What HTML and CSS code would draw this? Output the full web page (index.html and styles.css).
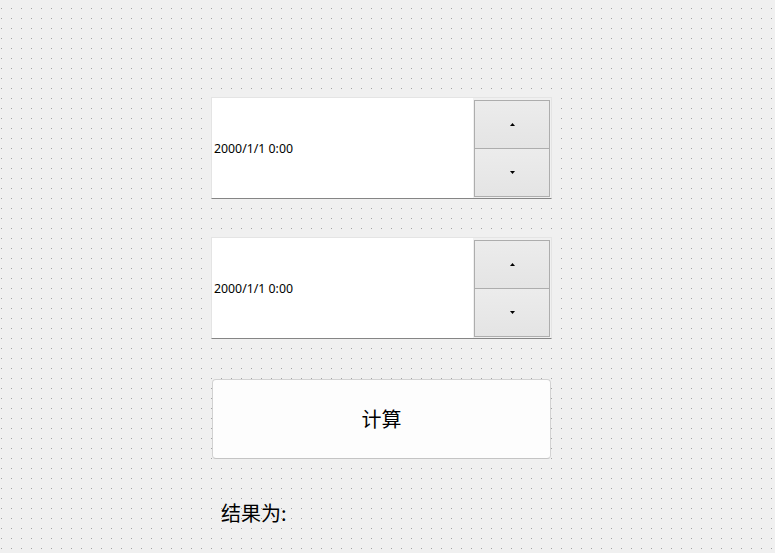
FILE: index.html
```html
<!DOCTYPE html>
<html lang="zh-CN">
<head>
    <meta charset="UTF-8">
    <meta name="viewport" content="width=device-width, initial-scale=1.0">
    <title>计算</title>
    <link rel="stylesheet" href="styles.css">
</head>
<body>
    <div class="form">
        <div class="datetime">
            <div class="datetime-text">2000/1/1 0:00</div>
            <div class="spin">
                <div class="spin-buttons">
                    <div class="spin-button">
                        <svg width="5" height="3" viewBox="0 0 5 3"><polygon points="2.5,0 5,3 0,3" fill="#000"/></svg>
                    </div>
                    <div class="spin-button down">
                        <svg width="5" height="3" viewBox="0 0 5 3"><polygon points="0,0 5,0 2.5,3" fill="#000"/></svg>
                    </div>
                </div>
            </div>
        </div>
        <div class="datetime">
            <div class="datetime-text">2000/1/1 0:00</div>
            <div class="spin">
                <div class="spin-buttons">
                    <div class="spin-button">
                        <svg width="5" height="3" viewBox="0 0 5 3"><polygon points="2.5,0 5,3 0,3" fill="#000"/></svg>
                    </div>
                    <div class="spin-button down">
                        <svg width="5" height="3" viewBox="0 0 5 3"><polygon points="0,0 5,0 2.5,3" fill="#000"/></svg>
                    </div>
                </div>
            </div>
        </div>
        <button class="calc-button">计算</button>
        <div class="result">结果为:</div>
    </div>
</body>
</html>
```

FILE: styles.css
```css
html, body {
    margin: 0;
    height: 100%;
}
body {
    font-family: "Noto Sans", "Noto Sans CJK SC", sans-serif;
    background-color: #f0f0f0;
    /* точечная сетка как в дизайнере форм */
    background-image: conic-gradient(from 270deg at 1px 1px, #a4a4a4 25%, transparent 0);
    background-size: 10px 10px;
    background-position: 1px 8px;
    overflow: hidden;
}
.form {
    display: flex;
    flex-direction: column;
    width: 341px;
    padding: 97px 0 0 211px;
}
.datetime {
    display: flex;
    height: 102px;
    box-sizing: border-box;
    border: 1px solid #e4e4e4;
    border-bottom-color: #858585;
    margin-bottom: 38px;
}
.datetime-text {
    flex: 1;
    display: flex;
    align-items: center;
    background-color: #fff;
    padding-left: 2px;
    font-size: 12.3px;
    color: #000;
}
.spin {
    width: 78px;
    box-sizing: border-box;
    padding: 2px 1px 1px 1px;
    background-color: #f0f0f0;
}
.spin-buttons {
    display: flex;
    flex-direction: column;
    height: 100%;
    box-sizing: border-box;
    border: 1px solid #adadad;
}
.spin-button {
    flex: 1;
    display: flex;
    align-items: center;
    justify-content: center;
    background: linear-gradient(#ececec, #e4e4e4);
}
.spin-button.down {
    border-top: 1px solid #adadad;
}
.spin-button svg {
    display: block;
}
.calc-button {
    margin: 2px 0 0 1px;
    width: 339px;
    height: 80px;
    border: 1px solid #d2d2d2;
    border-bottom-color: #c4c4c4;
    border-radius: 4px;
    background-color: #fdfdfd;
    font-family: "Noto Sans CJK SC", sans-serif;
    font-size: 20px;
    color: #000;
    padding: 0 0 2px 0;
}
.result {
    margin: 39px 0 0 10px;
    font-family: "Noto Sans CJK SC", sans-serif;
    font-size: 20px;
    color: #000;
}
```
------------------------------------------------
## TASK DIRECTIONS
Copy out all of the material exactly as written, without its pictures.

## THE ANSWER
What HTML and CSS code would draw this? Output the full web page (index.html and styles.css).
FILE: index.html
```html
<!DOCTYPE html>
<html lang="zh-CN">
<head>
    <meta charset="UTF-8">
    <meta name="viewport" content="width=device-width, initial-scale=1.0">
    <title>计算</title>
    <link rel="stylesheet" href="styles.css">
</head>
<body>
    <div class="form">
        <div class="datetime">
            <div class="datetime-text">2000/1/1 0:00</div>
            <div class="spin">
                <div class="spin-buttons">
                    <div class="spin-button">
                        <svg width="5" height="3" viewBox="0 0 5 3"><polygon points="2.5,0 5,3 0,3" fill="#000"/></svg>
                    </div>
                    <div class="spin-button down">
                        <svg width="5" height="3" viewBox="0 0 5 3"><polygon points="0,0 5,0 2.5,3" fill="#000"/></svg>
                    </div>
                </div>
            </div>
        </div>
        <div class="datetime">
            <div class="datetime-text">2000/1/1 0:00</div>
            <div class="spin">
                <div class="spin-buttons">
                    <div class="spin-button">
                        <svg width="5" height="3" viewBox="0 0 5 3"><polygon points="2.5,0 5,3 0,3" fill="#000"/></svg>
                    </div>
                    <div class="spin-button down">
                        <svg width="5" height="3" viewBox="0 0 5 3"><polygon points="0,0 5,0 2.5,3" fill="#000"/></svg>
                    </div>
                </div>
            </div>
        </div>
        <button class="calc-button">计算</button>
        <div class="result">结果为:</div>
    </div>
</body>
</html>
```

FILE: styles.css
```css
html, body {
    margin: 0;
    height: 100%;
}
body {
    font-family: "Noto Sans", "Noto Sans CJK SC", sans-serif;
    background-color: #f0f0f0;
    /* точечная сетка как в дизайнере форм */
    background-image: conic-gradient(from 270deg at 1px 1px, #a4a4a4 25%, transparent 0);
    background-size: 10px 10px;
    background-position: 1px 8px;
    overflow: hidden;
}
.form {
    display: flex;
    flex-direction: column;
    width: 341px;
    padding: 97px 0 0 211px;
}
.datetime {
    display: flex;
    height: 102px;
    box-sizing: border-box;
    border: 1px solid #e4e4e4;
    border-bottom-color: #858585;
    margin-bottom: 38px;
}
.datetime-text {
    flex: 1;
    display: flex;
    align-items: center;
    background-color: #fff;
    padding-left: 2px;
    font-size: 12.3px;
    color: #000;
}
.spin {
    width: 78px;
    box-sizing: border-box;
    padding: 2px 1px 1px 1px;
    background-color: #f0f0f0;
}
.spin-buttons {
    display: flex;
    flex-direction: column;
    height: 100%;
    box-sizing: border-box;
    border: 1px solid #adadad;
}
.spin-button {
    flex: 1;
    display: flex;
    align-items: center;
    justify-content: center;
    background: linear-gradient(#ececec, #e4e4e4);
}
.spin-button.down {
    border-top: 1px solid #adadad;
}
.spin-button svg {
    display: block;
}
.calc-button {
    margin: 2px 0 0 1px;
    width: 339px;
    height: 80px;
    border: 1px solid #d2d2d2;
    border-bottom-color: #c4c4c4;
    border-radius: 4px;
    background-color: #fdfdfd;
    font-family: "Noto Sans CJK SC", sans-serif;
    font-size: 20px;
    color: #000;
    padding: 0 0 2px 0;
}
.result {
    margin: 39px 0 0 10px;
    font-family: "Noto Sans CJK SC", sans-serif;
    font-size: 20px;
    color: #000;
}
```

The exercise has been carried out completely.